Recorded data
-- START --

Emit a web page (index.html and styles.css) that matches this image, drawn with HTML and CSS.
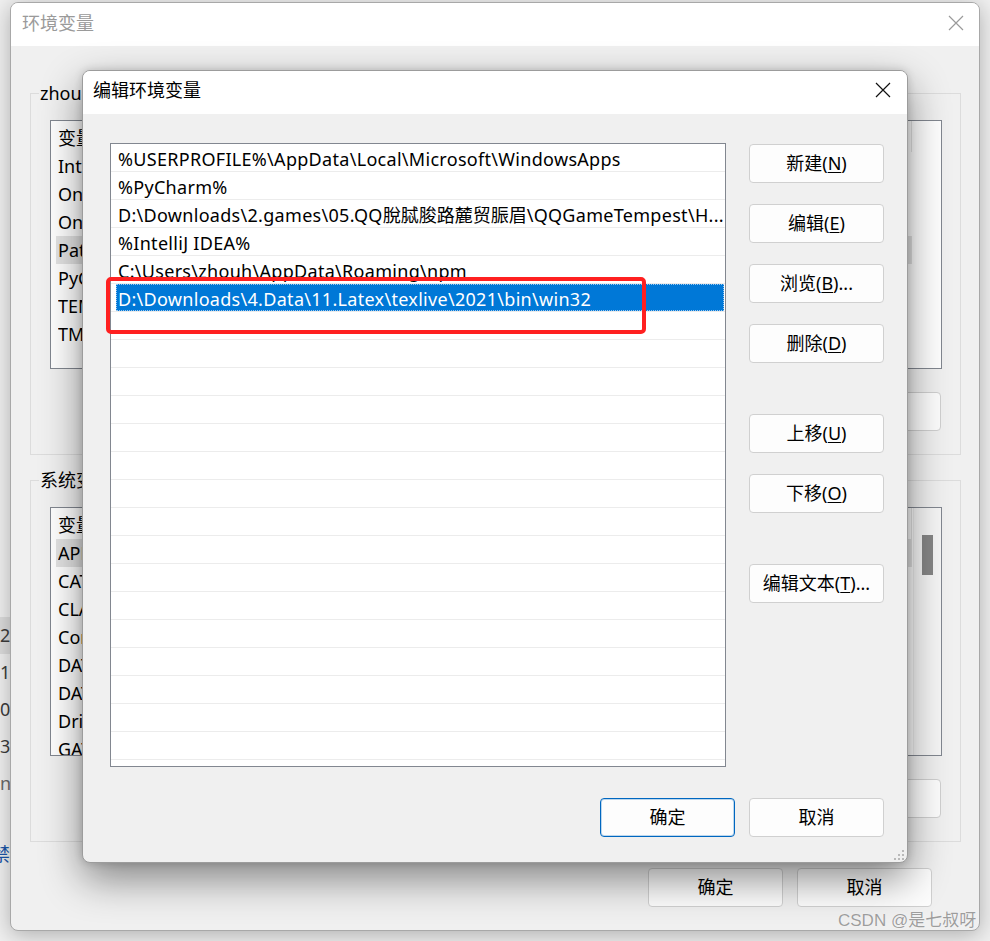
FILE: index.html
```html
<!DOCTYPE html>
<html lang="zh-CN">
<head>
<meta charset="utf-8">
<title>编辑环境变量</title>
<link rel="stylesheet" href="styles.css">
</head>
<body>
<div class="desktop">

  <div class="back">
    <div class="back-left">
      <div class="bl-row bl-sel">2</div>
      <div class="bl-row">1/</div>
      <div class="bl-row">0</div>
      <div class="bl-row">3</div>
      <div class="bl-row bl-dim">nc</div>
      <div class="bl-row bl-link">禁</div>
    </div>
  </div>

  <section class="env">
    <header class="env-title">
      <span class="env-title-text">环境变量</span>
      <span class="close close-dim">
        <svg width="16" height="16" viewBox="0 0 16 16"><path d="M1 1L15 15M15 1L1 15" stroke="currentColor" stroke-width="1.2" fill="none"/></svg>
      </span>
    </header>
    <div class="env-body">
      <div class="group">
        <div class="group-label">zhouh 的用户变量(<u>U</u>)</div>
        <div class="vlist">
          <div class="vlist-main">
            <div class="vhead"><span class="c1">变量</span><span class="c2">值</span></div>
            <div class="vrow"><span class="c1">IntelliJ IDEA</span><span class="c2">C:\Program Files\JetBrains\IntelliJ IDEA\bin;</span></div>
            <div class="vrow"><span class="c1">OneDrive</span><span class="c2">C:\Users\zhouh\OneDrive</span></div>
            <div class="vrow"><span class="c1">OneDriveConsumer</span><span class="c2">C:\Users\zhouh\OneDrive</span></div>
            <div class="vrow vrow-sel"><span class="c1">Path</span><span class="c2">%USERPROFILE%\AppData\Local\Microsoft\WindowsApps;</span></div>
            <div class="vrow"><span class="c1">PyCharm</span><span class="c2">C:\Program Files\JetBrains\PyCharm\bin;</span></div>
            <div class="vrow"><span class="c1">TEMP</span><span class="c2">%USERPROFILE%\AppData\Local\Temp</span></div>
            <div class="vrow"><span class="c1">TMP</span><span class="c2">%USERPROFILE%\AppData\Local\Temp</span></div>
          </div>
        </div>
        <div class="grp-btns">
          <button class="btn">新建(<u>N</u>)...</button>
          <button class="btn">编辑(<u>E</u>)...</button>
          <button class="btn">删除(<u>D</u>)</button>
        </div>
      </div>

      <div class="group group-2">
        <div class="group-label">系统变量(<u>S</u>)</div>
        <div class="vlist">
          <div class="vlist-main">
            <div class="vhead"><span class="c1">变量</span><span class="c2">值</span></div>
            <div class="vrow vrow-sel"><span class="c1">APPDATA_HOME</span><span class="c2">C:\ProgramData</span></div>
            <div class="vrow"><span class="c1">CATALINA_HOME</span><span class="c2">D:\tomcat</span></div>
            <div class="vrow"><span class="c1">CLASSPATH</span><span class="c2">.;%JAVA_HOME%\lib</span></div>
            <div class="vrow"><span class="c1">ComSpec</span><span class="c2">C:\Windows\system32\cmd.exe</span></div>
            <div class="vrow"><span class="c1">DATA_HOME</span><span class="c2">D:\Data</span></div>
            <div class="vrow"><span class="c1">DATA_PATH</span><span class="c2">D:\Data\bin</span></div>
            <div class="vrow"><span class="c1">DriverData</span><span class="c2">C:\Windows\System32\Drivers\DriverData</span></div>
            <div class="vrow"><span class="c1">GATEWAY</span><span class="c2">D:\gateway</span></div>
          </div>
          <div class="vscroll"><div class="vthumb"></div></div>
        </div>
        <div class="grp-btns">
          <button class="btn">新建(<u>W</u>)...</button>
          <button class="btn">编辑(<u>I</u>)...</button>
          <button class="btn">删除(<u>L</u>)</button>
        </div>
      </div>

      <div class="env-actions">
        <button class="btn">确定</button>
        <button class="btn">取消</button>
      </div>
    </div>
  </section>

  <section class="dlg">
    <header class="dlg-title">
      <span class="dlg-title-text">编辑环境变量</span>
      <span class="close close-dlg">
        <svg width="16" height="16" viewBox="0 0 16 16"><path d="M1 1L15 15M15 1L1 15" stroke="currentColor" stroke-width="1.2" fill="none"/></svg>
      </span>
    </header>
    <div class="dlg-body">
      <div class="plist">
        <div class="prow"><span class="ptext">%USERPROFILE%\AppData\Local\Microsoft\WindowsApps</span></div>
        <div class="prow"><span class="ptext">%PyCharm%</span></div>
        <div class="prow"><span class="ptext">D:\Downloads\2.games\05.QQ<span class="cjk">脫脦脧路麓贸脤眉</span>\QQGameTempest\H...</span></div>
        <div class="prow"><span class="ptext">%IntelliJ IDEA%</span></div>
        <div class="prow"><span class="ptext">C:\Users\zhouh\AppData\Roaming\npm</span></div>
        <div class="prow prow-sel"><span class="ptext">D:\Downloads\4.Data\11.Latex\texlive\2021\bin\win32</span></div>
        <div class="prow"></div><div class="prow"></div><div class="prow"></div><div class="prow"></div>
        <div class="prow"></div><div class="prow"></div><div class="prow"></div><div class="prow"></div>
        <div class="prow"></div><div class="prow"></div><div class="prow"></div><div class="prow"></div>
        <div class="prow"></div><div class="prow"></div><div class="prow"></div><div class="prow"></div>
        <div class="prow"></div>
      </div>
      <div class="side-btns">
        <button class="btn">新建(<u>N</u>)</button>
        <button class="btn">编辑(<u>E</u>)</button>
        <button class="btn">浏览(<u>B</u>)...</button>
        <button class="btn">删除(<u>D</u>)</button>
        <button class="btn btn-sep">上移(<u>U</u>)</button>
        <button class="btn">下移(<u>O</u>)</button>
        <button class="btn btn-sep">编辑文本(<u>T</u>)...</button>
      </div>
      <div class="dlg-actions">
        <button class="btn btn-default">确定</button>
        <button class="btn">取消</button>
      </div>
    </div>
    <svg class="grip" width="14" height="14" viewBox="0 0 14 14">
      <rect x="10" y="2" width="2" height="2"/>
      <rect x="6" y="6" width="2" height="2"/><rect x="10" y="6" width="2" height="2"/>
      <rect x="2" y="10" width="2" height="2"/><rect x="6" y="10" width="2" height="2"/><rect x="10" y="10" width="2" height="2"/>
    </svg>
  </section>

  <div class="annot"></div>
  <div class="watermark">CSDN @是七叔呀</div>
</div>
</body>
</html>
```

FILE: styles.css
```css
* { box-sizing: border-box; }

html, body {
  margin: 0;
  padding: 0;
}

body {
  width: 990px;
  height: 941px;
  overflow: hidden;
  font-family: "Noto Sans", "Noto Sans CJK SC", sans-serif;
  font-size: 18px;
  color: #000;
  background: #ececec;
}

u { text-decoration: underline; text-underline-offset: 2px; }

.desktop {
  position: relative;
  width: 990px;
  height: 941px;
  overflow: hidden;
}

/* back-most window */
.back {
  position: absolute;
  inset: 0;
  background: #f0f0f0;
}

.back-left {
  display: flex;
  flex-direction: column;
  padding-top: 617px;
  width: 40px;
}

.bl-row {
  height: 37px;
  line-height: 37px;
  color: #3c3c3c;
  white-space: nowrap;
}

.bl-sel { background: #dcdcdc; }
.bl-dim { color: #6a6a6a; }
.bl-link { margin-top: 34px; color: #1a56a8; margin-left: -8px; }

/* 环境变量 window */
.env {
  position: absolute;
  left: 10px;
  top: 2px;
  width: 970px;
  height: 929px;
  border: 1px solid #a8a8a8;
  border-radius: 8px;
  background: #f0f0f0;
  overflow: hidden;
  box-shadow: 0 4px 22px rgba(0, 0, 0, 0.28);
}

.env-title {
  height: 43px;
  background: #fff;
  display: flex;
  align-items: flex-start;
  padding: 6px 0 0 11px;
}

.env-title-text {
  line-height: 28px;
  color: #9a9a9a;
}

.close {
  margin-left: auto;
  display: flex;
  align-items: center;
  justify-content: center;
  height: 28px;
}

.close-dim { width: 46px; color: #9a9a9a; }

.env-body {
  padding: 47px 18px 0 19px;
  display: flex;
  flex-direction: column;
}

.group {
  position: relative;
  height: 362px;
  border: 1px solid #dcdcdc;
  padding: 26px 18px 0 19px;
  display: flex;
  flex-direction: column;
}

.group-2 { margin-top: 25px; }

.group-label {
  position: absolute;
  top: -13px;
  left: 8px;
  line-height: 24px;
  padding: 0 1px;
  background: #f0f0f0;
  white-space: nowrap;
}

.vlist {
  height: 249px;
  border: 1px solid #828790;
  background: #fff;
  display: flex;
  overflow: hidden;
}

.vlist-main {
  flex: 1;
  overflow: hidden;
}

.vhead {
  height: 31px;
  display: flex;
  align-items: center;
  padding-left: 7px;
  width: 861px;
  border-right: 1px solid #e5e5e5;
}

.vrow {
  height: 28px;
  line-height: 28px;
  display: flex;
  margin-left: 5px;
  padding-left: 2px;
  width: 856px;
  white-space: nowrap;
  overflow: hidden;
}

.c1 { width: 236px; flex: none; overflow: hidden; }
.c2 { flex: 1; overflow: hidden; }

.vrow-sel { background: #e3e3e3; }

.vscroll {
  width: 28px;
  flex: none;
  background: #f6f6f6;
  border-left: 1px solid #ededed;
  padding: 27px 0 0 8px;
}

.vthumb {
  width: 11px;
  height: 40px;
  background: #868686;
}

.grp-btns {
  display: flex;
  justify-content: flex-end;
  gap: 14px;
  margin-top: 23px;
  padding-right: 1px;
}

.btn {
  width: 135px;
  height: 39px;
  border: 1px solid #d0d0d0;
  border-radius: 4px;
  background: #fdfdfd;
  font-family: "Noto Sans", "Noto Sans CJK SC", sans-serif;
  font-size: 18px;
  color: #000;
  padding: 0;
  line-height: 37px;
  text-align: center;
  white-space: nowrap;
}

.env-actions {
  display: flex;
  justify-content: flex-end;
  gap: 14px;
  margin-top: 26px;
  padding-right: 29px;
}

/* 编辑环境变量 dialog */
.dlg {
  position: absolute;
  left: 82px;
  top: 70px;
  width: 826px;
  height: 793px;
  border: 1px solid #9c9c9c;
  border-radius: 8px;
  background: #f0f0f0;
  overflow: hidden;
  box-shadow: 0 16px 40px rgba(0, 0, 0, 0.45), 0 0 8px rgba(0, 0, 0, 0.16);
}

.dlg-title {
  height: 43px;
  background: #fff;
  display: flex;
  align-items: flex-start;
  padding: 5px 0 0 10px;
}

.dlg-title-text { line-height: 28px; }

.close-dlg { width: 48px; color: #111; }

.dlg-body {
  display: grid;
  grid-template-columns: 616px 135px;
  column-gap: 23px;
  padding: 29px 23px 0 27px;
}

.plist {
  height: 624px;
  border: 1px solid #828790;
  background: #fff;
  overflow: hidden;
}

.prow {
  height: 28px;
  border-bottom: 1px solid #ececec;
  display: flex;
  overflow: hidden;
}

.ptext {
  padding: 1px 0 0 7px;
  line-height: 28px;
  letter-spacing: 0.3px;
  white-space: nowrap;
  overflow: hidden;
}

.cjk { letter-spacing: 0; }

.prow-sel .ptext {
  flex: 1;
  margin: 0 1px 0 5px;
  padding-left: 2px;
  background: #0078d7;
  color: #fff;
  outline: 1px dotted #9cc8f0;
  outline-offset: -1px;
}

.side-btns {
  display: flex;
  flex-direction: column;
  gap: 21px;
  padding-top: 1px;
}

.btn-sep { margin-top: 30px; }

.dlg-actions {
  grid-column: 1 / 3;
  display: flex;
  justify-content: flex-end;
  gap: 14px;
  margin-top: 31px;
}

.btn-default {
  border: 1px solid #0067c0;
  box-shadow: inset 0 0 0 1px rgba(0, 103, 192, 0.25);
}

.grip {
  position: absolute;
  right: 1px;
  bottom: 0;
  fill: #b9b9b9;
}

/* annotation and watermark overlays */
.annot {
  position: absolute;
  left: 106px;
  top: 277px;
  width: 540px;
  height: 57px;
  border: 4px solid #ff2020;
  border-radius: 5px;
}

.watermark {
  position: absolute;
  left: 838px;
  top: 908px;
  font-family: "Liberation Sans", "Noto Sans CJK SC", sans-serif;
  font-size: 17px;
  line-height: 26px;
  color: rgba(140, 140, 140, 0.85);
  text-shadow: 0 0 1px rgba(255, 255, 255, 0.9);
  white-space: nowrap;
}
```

-- END --

The answer should be a single number: the count of lines in the data that include the string "styles".

Output
3